— START —

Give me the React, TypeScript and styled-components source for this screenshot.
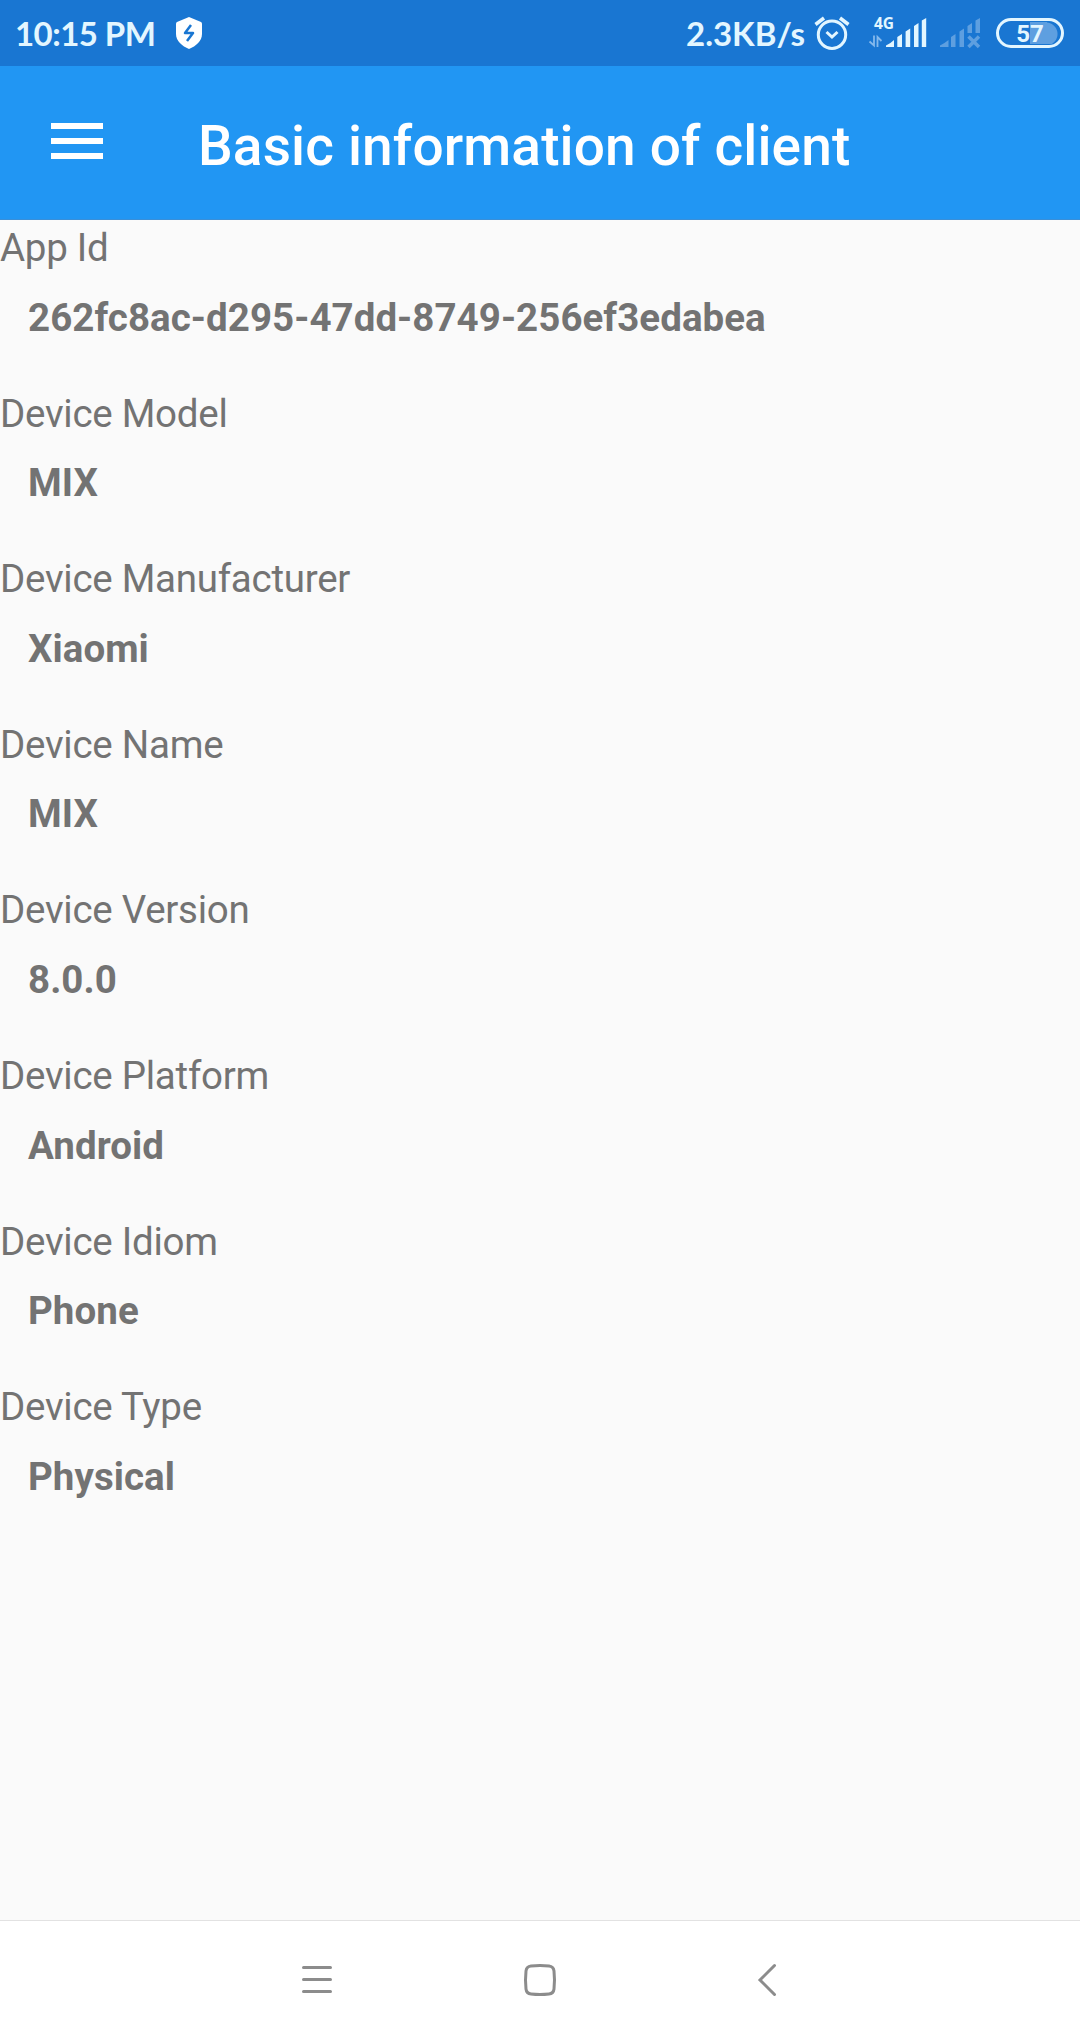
import React from "react";
import styled, { createGlobalStyle } from "styled-components";

const Global = createGlobalStyle`
  * { box-sizing: border-box; }
  body { margin: 0; background: #fafafa; }
`;

const Screen = styled.div`
  width: 1080px;
  height: 2040px;
  display: flex;
  flex-direction: column;
  background: #fafafa;
  font-family: Roboto, "Noto Sans", sans-serif;
  overflow: hidden;
`;

const StatusBar = styled.header`
  height: 66px;
  flex: none;
  display: flex;
  align-items: center;
  padding: 0 16px 0 15px;
  background: #1976d2;
  color: #e3f6ff;
`;

const StatusText = styled.span<{ $width: number; $spacing: number }>`
  width: ${(p) => p.$width}px;
  flex: none;
  font: 700 33px/66px Lato, "Open Sans", sans-serif;
  letter-spacing: ${(p) => p.$spacing}px;
  white-space: nowrap;
`;

const Spacer = styled.div`
  flex: 1;
`;

const Glyph = styled.svg<{ $left?: number }>`
  display: block;
  flex: none;
  margin-left: ${(p) => p.$left ?? 0}px;
`;

const Signal = styled.div`
  width: 60px;
  height: 66px;
  flex: none;
  margin-left: 18px;
  display: grid;
  > * { grid-area: 1 / 1; }
`;

const NetworkType = styled.span`
  padding: 14px 0 0 6px;
  font: 700 15.5px/18px "Noto Sans", sans-serif;
`;

const Battery = styled.div`
  width: 68px;
  height: 30px;
  flex: none;
  margin-left: 14px;
  border: 3px solid #e3f6ff;
  border-radius: 15px;
  display: flex;
  justify-content: center;
  align-items: center;
  padding-top: 2px;
  background: radial-gradient(circle at 18px 12px, #5e9fe0 11px, transparent 12px) right 3px center / 30px 22px no-repeat,
    linear-gradient(#5e9fe0, #5e9fe0) right 14px center / 17px 22px no-repeat;
  font: 700 24px/24px Roboto, sans-serif;
`;

const Toolbar = styled.div`
  height: 154px;
  flex: none;
  display: flex;
  align-items: center;
  padding-left: 51px;
  background: #2196f3;
  border-bottom: 1px solid #3a8fd8;
`;

const MenuButton = styled.button`
  width: 52px;
  height: 36px;
  margin: 0 95px 3px 0;
  padding: 0;
  border: 0;
  background: none;
  display: flex;
  flex-direction: column;
  justify-content: space-between;
`;

const MenuBar = styled.span`
  height: 6px;
  width: 52px;
  background: #fff;
`;

const Title = styled.h1`
  margin: 0;
  padding-top: 6px;
  font-size: 55px;
  font-weight: 500;
  line-height: 66px;
  letter-spacing: 0.14px;
  color: #fff;
  white-space: nowrap;
`;

const Fields = styled.dl`
  flex: 1;
  margin: 0;
  padding-top: 2px;
  color: #737373;
  font-size: 38.5px;
  line-height: 51px;
`;

const Field = styled.div`
  height: 165.6px;
`;

const Label = styled.dt`
  margin: 0;
  letter-spacing: -0.26px;
`;

const Value = styled.dd`
  margin: 18.6px 0 0 28px;
  font-weight: 700;
  letter-spacing: 0.05px;
`;

const NavBar = styled.nav`
  height: 120px;
  flex: none;
  display: flex;
  align-items: flex-start;
  padding: 39px 0 0 297px;
  border-top: 1px solid #e2e2e2;
  background: #fff;
  gap: 183px;
`;

const fields = [
  ["App Id", "262fc8ac-d295-47dd-8749-256ef3edabea"],
  ["Device Model", "MIX"],
  ["Device Manufacturer", "Xiaomi"],
  ["Device Name", "MIX"],
  ["Device Version", "8.0.0"],
  ["Device Platform", "Android"],
  ["Device Idiom", "Phone"],
  ["Device Type", "Physical"],
];

const Shield = () => (
  <Glyph width="28" height="34" viewBox="0 0 28 34">
    <path d="M14 1 L26 6 Q27 6.500 27 8 V18 C27 25 21 30 14 33 C7 30 1 25 1 18 V8 Q1 6.500 2 6Z" fill="#fff" />
    <path d="M16 9 L10 17 H18 L12 25" fill="none" stroke="#1976d2" strokeWidth="2.500" strokeLinejoin="round" />
  </Glyph>
);

const Alarm = () => (
  <Glyph width="36" height="36" viewBox="0 0 36 36" fill="none" stroke="#e3f6ff" strokeWidth="3">
    <circle cx="18" cy="19.700" r="13.700" />
    <path d="M1.500 9.500 L10 3 M26 3 L34.500 9.500" strokeWidth="3.500" />
    <path d="M12.500 17 L18 22 L23.500 17" />
  </Glyph>
);

const SignalFull = () => (
  <Glyph width="60" height="66" viewBox="868 0 60 66" fill="#e3f6ff">
    <path d="M886 47 V45.500 Q891 43 894 40 V47Z" />
    <path d="M897.300 47 V37 L902 34 V47Z M905.600 47 V31.500 L910.200 28.500 V47Z M914 47 V26 L918.500 23 V47Z M921.800 47 V20.500 L926.200 18 V47Z" />
    <g fill="none" stroke="#85b9ec" strokeWidth="1.800">
      <path d="M874 35.500 V45.500 L869.500 41.500" />
      <path d="M877.500 47 V37 L881.500 41" />
    </g>
  </Glyph>
);

const SignalNone = () => (
  <Glyph $left={12} width="42" height="66" viewBox="940 0 42 66" fill="#5e9fe0">
    <path d="M940 47 V45.500 Q945 43 948.500 40 V47Z" />
    <path d="M951 47 V37 L955.500 34 V47Z M959.500 47 V31.500 L964 28.500 V47Z M967.500 33 V26 L972 23 V33Z M975.500 33 V20.500 L980 18 V33Z" />
    <path d="M968.500 36.500 L979 47 M979 36.500 L968.500 47" stroke="#5e9fe0" strokeWidth="3.500" />
  </Glyph>
);

export default function App() {
  return (
    <Screen>
      <Global />
      <StatusBar>
        <StatusText $width={160} $spacing={-0.55}>10:15 PM</StatusText>
        <Shield />
        <Spacer />
        <StatusText $width={128} $spacing={0}>2.3KB/s</StatusText>
        <Alarm />
        <Signal>
          <SignalFull />
          <NetworkType>4G</NetworkType>
        </Signal>
        <SignalNone />
        <Battery>57</Battery>
      </StatusBar>
      <Toolbar>
        <MenuButton aria-label="Menu">
          <MenuBar />
          <MenuBar />
          <MenuBar />
        </MenuButton>
        <Title>Basic information of client</Title>
      </Toolbar>
      <Fields>
        {fields.map(([label, value]) => (
          <Field key={label}>
            <Label>{label}</Label>
            <Value>{value}</Value>
          </Field>
        ))}
      </Fields>
      <NavBar>
        <Glyph width="40" height="40" viewBox="297 1960 40 40" stroke="#8c8c8c" strokeWidth="3" strokeLinecap="round">
          <path d="M303.500 1967.500 H330.500 M303.500 1979.500 H330.500 M303.500 1991.500 H330.500" />
        </Glyph>
        <Glyph width="40" height="40" viewBox="520 1960 40 40" fill="none" stroke="#8c8c8c" strokeWidth="3">
          <path d="M531 1966 Q540 1965 549 1966 Q553.500 1966.500 554 1971 Q555 1980 554 1989 Q553.500 1993.500 549 1994 Q540 1995 531 1994 Q526.500 1993.500 526 1989 Q525 1980 526 1971 Q526.500 1966.500 531 1966Z" />
        </Glyph>
        <Glyph width="40" height="40" viewBox="743 1960 40 40" fill="none" stroke="#8c8c8c" strokeWidth="3" strokeLinecap="round">
          <path d="M774.500 1965.500 L760 1980 L774.500 1994.500" />
        </Glyph>
      </NavBar>
    </Screen>
  );
}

— END —

### [Your goal]
Write out the full listing verbatim, excluding its pictures.

### [Output of the task]
Give me the React, TypeScript and styled-components source for this screenshot.
import React from "react";
import styled, { createGlobalStyle } from "styled-components";

const Global = createGlobalStyle`
  * { box-sizing: border-box; }
  body { margin: 0; background: #fafafa; }
`;

const Screen = styled.div`
  width: 1080px;
  height: 2040px;
  display: flex;
  flex-direction: column;
  background: #fafafa;
  font-family: Roboto, "Noto Sans", sans-serif;
  overflow: hidden;
`;

const StatusBar = styled.header`
  height: 66px;
  flex: none;
  display: flex;
  align-items: center;
  padding: 0 16px 0 15px;
  background: #1976d2;
  color: #e3f6ff;
`;

const StatusText = styled.span<{ $width: number; $spacing: number }>`
  width: ${(p) => p.$width}px;
  flex: none;
  font: 700 33px/66px Lato, "Open Sans", sans-serif;
  letter-spacing: ${(p) => p.$spacing}px;
  white-space: nowrap;
`;

const Spacer = styled.div`
  flex: 1;
`;

const Glyph = styled.svg<{ $left?: number }>`
  display: block;
  flex: none;
  margin-left: ${(p) => p.$left ?? 0}px;
`;

const Signal = styled.div`
  width: 60px;
  height: 66px;
  flex: none;
  margin-left: 18px;
  display: grid;
  > * { grid-area: 1 / 1; }
`;

const NetworkType = styled.span`
  padding: 14px 0 0 6px;
  font: 700 15.5px/18px "Noto Sans", sans-serif;
`;

const Battery = styled.div`
  width: 68px;
  height: 30px;
  flex: none;
  margin-left: 14px;
  border: 3px solid #e3f6ff;
  border-radius: 15px;
  display: flex;
  justify-content: center;
  align-items: center;
  padding-top: 2px;
  background: radial-gradient(circle at 18px 12px, #5e9fe0 11px, transparent 12px) right 3px center / 30px 22px no-repeat,
    linear-gradient(#5e9fe0, #5e9fe0) right 14px center / 17px 22px no-repeat;
  font: 700 24px/24px Roboto, sans-serif;
`;

const Toolbar = styled.div`
  height: 154px;
  flex: none;
  display: flex;
  align-items: center;
  padding-left: 51px;
  background: #2196f3;
  border-bottom: 1px solid #3a8fd8;
`;

const MenuButton = styled.button`
  width: 52px;
  height: 36px;
  margin: 0 95px 3px 0;
  padding: 0;
  border: 0;
  background: none;
  display: flex;
  flex-direction: column;
  justify-content: space-between;
`;

const MenuBar = styled.span`
  height: 6px;
  width: 52px;
  background: #fff;
`;

const Title = styled.h1`
  margin: 0;
  padding-top: 6px;
  font-size: 55px;
  font-weight: 500;
  line-height: 66px;
  letter-spacing: 0.14px;
  color: #fff;
  white-space: nowrap;
`;

const Fields = styled.dl`
  flex: 1;
  margin: 0;
  padding-top: 2px;
  color: #737373;
  font-size: 38.5px;
  line-height: 51px;
`;

const Field = styled.div`
  height: 165.6px;
`;

const Label = styled.dt`
  margin: 0;
  letter-spacing: -0.26px;
`;

const Value = styled.dd`
  margin: 18.6px 0 0 28px;
  font-weight: 700;
  letter-spacing: 0.05px;
`;

const NavBar = styled.nav`
  height: 120px;
  flex: none;
  display: flex;
  align-items: flex-start;
  padding: 39px 0 0 297px;
  border-top: 1px solid #e2e2e2;
  background: #fff;
  gap: 183px;
`;

const fields = [
  ["App Id", "262fc8ac-d295-47dd-8749-256ef3edabea"],
  ["Device Model", "MIX"],
  ["Device Manufacturer", "Xiaomi"],
  ["Device Name", "MIX"],
  ["Device Version", "8.0.0"],
  ["Device Platform", "Android"],
  ["Device Idiom", "Phone"],
  ["Device Type", "Physical"],
];

const Shield = () => (
  <Glyph width="28" height="34" viewBox="0 0 28 34">
    <path d="M14 1 L26 6 Q27 6.500 27 8 V18 C27 25 21 30 14 33 C7 30 1 25 1 18 V8 Q1 6.500 2 6Z" fill="#fff" />
    <path d="M16 9 L10 17 H18 L12 25" fill="none" stroke="#1976d2" strokeWidth="2.500" strokeLinejoin="round" />
  </Glyph>
);

const Alarm = () => (
  <Glyph width="36" height="36" viewBox="0 0 36 36" fill="none" stroke="#e3f6ff" strokeWidth="3">
    <circle cx="18" cy="19.700" r="13.700" />
    <path d="M1.500 9.500 L10 3 M26 3 L34.500 9.500" strokeWidth="3.500" />
    <path d="M12.500 17 L18 22 L23.500 17" />
  </Glyph>
);

const SignalFull = () => (
  <Glyph width="60" height="66" viewBox="868 0 60 66" fill="#e3f6ff">
    <path d="M886 47 V45.500 Q891 43 894 40 V47Z" />
    <path d="M897.300 47 V37 L902 34 V47Z M905.600 47 V31.500 L910.200 28.500 V47Z M914 47 V26 L918.500 23 V47Z M921.800 47 V20.500 L926.200 18 V47Z" />
    <g fill="none" stroke="#85b9ec" strokeWidth="1.800">
      <path d="M874 35.500 V45.500 L869.500 41.500" />
      <path d="M877.500 47 V37 L881.500 41" />
    </g>
  </Glyph>
);

const SignalNone = () => (
  <Glyph $left={12} width="42" height="66" viewBox="940 0 42 66" fill="#5e9fe0">
    <path d="M940 47 V45.500 Q945 43 948.500 40 V47Z" />
    <path d="M951 47 V37 L955.500 34 V47Z M959.500 47 V31.500 L964 28.500 V47Z M967.500 33 V26 L972 23 V33Z M975.500 33 V20.500 L980 18 V33Z" />
    <path d="M968.500 36.500 L979 47 M979 36.500 L968.500 47" stroke="#5e9fe0" strokeWidth="3.500" />
  </Glyph>
);

export default function App() {
  return (
    <Screen>
      <Global />
      <StatusBar>
        <StatusText $width={160} $spacing={-0.55}>10:15 PM</StatusText>
        <Shield />
        <Spacer />
        <StatusText $width={128} $spacing={0}>2.3KB/s</StatusText>
        <Alarm />
        <Signal>
          <SignalFull />
          <NetworkType>4G</NetworkType>
        </Signal>
        <SignalNone />
        <Battery>57</Battery>
      </StatusBar>
      <Toolbar>
        <MenuButton aria-label="Menu">
          <MenuBar />
          <MenuBar />
          <MenuBar />
        </MenuButton>
        <Title>Basic information of client</Title>
      </Toolbar>
      <Fields>
        {fields.map(([label, value]) => (
          <Field key={label}>
            <Label>{label}</Label>
            <Value>{value}</Value>
          </Field>
        ))}
      </Fields>
      <NavBar>
        <Glyph width="40" height="40" viewBox="297 1960 40 40" stroke="#8c8c8c" strokeWidth="3" strokeLinecap="round">
          <path d="M303.500 1967.500 H330.500 M303.500 1979.500 H330.500 M303.500 1991.500 H330.500" />
        </Glyph>
        <Glyph width="40" height="40" viewBox="520 1960 40 40" fill="none" stroke="#8c8c8c" strokeWidth="3">
          <path d="M531 1966 Q540 1965 549 1966 Q553.500 1966.500 554 1971 Q555 1980 554 1989 Q553.500 1993.500 549 1994 Q540 1995 531 1994 Q526.500 1993.500 526 1989 Q525 1980 526 1971 Q526.500 1966.500 531 1966Z" />
        </Glyph>
        <Glyph width="40" height="40" viewBox="743 1960 40 40" fill="none" stroke="#8c8c8c" strokeWidth="3" strokeLinecap="round">
          <path d="M774.500 1965.500 L760 1980 L774.500 1994.500" />
        </Glyph>
      </NavBar>
    </Screen>
  );
}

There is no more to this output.